Die Firma ist Deilmann, und die hat keine Aufträge mehr. Und überhaupt lieferte sie den Zechen ja „nur” zu. Kürzlich hat das noch wer gesagt: Die Deilmänner seien Zulieferer, keine Bergleute. „Verleumdung”, schnaubt Volker Nussmann und nimmt eine Prise Schnupftabak, „da fühle ich mich angegriffen.” Bergmänner seien sie, mit derselben Ausbildung. Und haben sie nicht ein Bergmannsbuch und einen Bergmanns-Versorgungsschein? Chlosta hat seinen mitgebracht: „Steht da etwa Zuliefererschein?” Nussmann nimmt noch eine Prise. „Wir unterscheiden uns weder im Aussehen noch in der Tätigkeit von den anderen.”
Oder doch? Jedenfalls, erinnert sich der Reviersteiger, seien die Deilmänner immer Notstopfen gewesen, hätten oft die Strecken mit den schwierigsten Bedingungen bearbeitet. „Und uns dann so zu behandeln. . .” Dabei wollen sie doch nur Arbeit, und sie sind sicher, dass es die gibt.

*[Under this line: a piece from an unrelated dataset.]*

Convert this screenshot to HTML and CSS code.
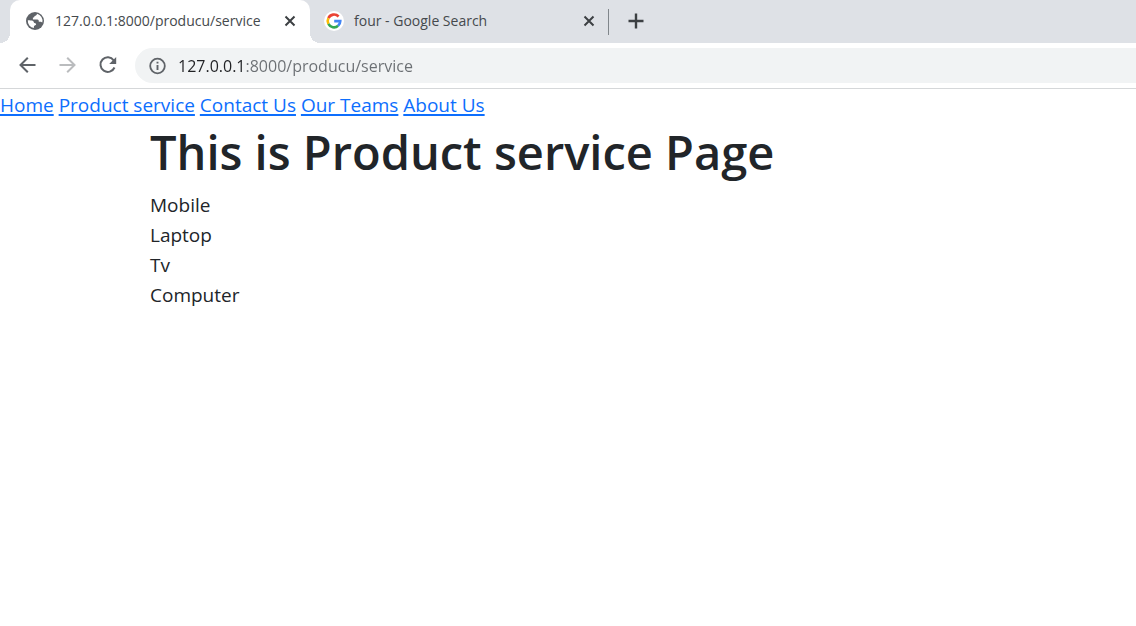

Nussmann hat immer daran geglaubt: Wer arbeiten will, kriegt auch Arbeit. „Aber der Glaube geht dahin.” Vielleicht hatten sie bei all dem Gerede vom Kohleausstieg noch gedacht, sie kämen trotzdem irgendwie durch. „Aber nix is'.” Und Gerechtigkeit, sagt Kusber, „die hast du doch nie”. Es ist gar nicht lange her, da waren diese drei stolz darauf, Deilmänner zu sein. „Wir waren Spezialisten.” Was sind sie jetzt? „Ein Trümmerhaufen.”